However, this model of legal development did not fit squarely with the spirit of the 1960s and the needs of the development agencies. In an era in which development policy favored a strong and proactive role for the state, a legal theory was needed that would promote the use of law as an instrument to modernize society. In such a vision, lawyers, and judges were seen as social engineers, who would cultivate the legal norms and the changes in the formal system of law needed to promote progressive political and economic development. The emphasis on law as an instrument of a modernizing state and the Weberian idea of a set of formal rules that guaranteed predictability did not sit easily together. To bridge the gap, law and development scholars produced a hybrid theory, dubbed by some ‘liberal legalism’ that sought to unite a faith in the rule of law with a commitment to aggressive social engineering. It was assumed that this hybrid was the prevailing ethos of US legal culture, and if exported to the developing world it would hasten progress towards modernity. As a result, the emphasis of foreign aid was on legal education, and training was done by Western scholars and at universities in the US and other developed ‘first world’ countries. It was assumed that if the ideas taught in developing country law schools could be changed, then the behavior of lawyers would also change. If the right laws were created, they would be enforced and if the positive benefits of the Westernized ‘rule of law’ could be demonstrated, then it would be embraced.




In the mid-1970s, however, a series of articles appeared that challenged the original ideas of the law and development movement (e.g., Trubek and Galanter 1974). These articles reflected a growing unease among scholars regarding the assumptions and prescriptions of legal liberalism. A decade of experience with the original approach showed there were serious problems with the strategy of transplanting foreign legal models through an elite-driven approach that did not coincide with the cultural, social, and political contexts of the developing countries (Burg 1977, Merryman 1979). The failure of legal transplants and the stigma of ‘legal imperialism’ (Gardner 1980) convinced many that the movement had got off on the wrong foot.
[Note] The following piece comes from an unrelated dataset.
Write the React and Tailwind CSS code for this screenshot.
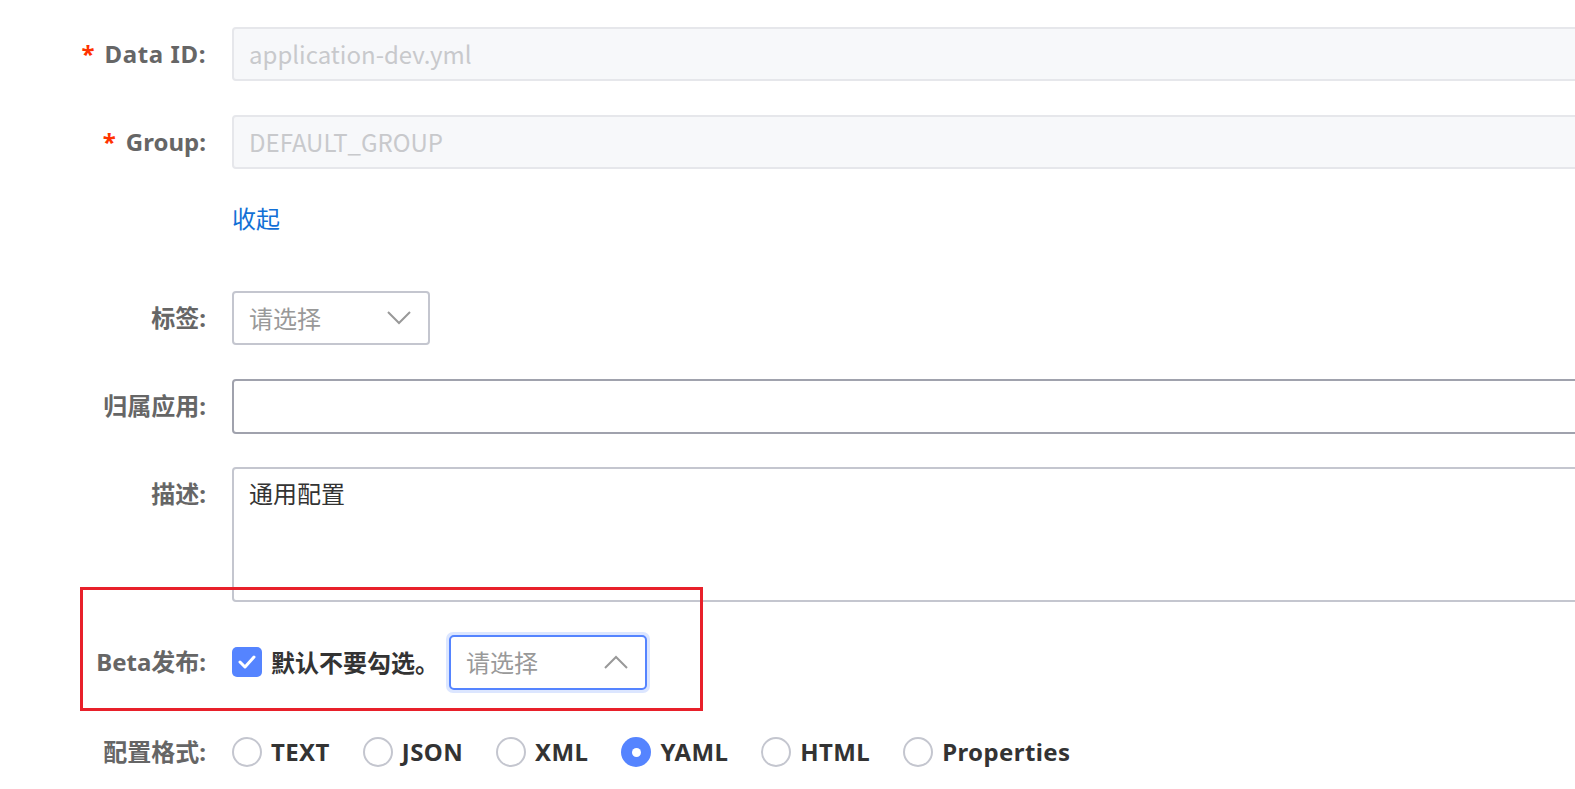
import React from "react";

const labelFont = { fontFamily: '"Noto Sans", "Noto Sans CJK SC", sans-serif' };
const inputFont = { fontFamily: '"Noto Sans CJK SC", "Noto Sans", sans-serif' };

function Label({ children, required }) {
  return (
    <div
      className="w-[206px] h-[54px] shrink-0 flex items-center justify-end text-[24px] font-bold text-[#666666] whitespace-nowrap"
      style={labelFont}
    >
      {required && <span className="text-[#ff3300] mr-[10px]">*</span>}
      {children}
    </div>
  );
}

function Chevron({ up }) {
  return (
    <svg width="24" height="14" viewBox="0 0 24 14" fill="none">
      {up ? (
        <polyline points="1,13 12,2 23,13" stroke="#999999" strokeWidth="2" />
      ) : (
        <polyline points="1,1 12,12 23,1" stroke="#999999" strokeWidth="2" />
      )}
    </svg>
  );
}

function Radio({ label, checked }) {
  return (
    <div className="flex items-center mr-[33px]">
      {checked ? (
        <span className="w-[30px] h-[30px] rounded-full bg-[#5584ff] flex items-center justify-center">
          <span className="w-[9px] h-[9px] rounded-full bg-white" />
        </span>
      ) : (
        <span className="w-[30px] h-[30px] rounded-full border-2 border-[#c4c6cf] bg-white" />
      )}
      <span
        className="ml-[9px] text-[24px] font-bold text-[#333333] tracking-[0.4px]"
        style={labelFont}
      >
        {label}
      </span>
    </div>
  );
}

export default function App() {
  return (
    <div className="relative w-[1575px] h-[789px] overflow-hidden bg-white">
      <div className="flex flex-col">
        {/* Data ID */}
        <div className="flex mt-[27px]">
          <Label required>
            <span className="tracking-[0.6px]">Data ID:</span>
          </Label>
          <div
            className="ml-[26px] w-[1500px] shrink-0 h-[54px] rounded-[4px] border-2 border-[#e6e7eb] bg-[#f7f8fa] flex items-center pl-[15px] text-[24px] text-[#c8c9cc]"
            style={inputFont}
          >
            application-dev.yml
          </div>
        </div>

        {/* Group */}
        <div className="flex mt-[34px]">
          <Label required>Group:</Label>
          <div
            className="ml-[26px] w-[1500px] shrink-0 h-[54px] rounded-[4px] border-2 border-[#e6e7eb] bg-[#f7f8fa] flex items-center pl-[15px] text-[24px] text-[#c8c9cc]"
            style={inputFont}
          >
            DEFAULT_GROUP
          </div>
        </div>

        {/* collapse link */}
        <div className="flex mt-[34px]">
          <div className="w-[206px] shrink-0" />
          <div
            className="ml-[26px] h-[30px] leading-[30px] text-[24px] text-[#1270d6]"
            style={inputFont}
          >
            收起
          </div>
        </div>

        {/* Tags */}
        <div className="flex mt-[58px]">
          <Label>标签:</Label>
          <div
            className="ml-[26px] w-[198px] h-[54px] rounded-[4px] border-2 border-[#c4c6cf] bg-white flex items-center justify-between pl-[15px] pr-[17px] text-[24px] text-[#999999]"
            style={inputFont}
          >
            <span>请选择</span>
            <Chevron />
          </div>
        </div>

        {/* App */}
        <div className="flex mt-[34px]">
          <Label>归属应用:</Label>
          <div className="ml-[26px] w-[1500px] shrink-0 h-[55px] rounded-[4px] border-2 border-[#a0a2ad] bg-white" />
        </div>

        {/* Desc */}
        <div className="flex mt-[33px]">
          <Label>描述:</Label>
          <div
            className="ml-[26px] w-[1500px] shrink-0 h-[135px] rounded-[4px] border-2 border-[#c4c6cf] bg-white pl-[15px] pt-[9px] leading-[30px] text-[24px] text-[#333333]"
            style={inputFont}
          >
            通用配置
          </div>
        </div>

        {/* Beta */}
        <div className="flex mt-[33px]">
          <Label>Beta发布:</Label>
          <div className="ml-[26px] flex items-center h-[54px]">
            <span className="w-[30px] h-[30px] rounded-[5px] bg-[#5584ff] flex items-center justify-center">
              <svg width="18" height="14" viewBox="0 0 18 14" fill="none">
                <polyline
                  points="2,7 7,12 16,2"
                  stroke="white"
                  strokeWidth="3"
                  strokeLinecap="round"
                  strokeLinejoin="round"
                />
              </svg>
            </span>
            <span className="ml-[9px] text-[24px] font-bold text-[#333333]" style={inputFont}>
              默认不要勾选。
            </span>
            <div className="ml-[7px] rounded-[7px] p-[3px] bg-[#dce6ff]">
              <div
                className="w-[198px] h-[55px] rounded-[5px] border-2 border-[#5584ff] bg-white flex items-center justify-between pl-[15px] pr-[17px] text-[24px] text-[#999999]"
                style={inputFont}
              >
                <span>请选择</span>
                <Chevron up />
              </div>
            </div>
          </div>
        </div>

        {/* Format */}
        <div className="flex mt-[36px]">
          <Label>配置格式:</Label>
          <div className="ml-[26px] flex items-center h-[54px]">
            <Radio label="TEXT" />
            <Radio label="JSON" />
            <Radio label="XML" />
            <Radio label="YAML" checked />
            <Radio label="HTML" />
            <Radio label="Properties" />
          </div>
        </div>
      </div>

      {/* annotation box */}
      <div className="absolute left-[80px] top-[587px] w-[623px] h-[124px] border-[3px] border-[#e8202a] pointer-events-none" />
    </div>
  );
}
As experience accumulated, scholars began to realize that the enterprise had not been guided by a robust theory of the relationship between law, and economic and political development. Critics pointed out that what passed for law and development theory was a somewhat idealized projection of the self-understanding of US and other developed country lawyers, concerning the role of law in their societies. This was combined with a simplistic model of history that presupposed causal and linear relationships between the evolution of a ‘modern’ legal system and market democracy. Needless to say, no empirical evidence was ever produced to support this theory which was little more than a romantic and ethnocentric projection of a developed country legal culture’s ideal of itself. It became clear to some that the movement suffered from an entrenched ethnocentrism and naıvete (Trubek and Galanter 1974).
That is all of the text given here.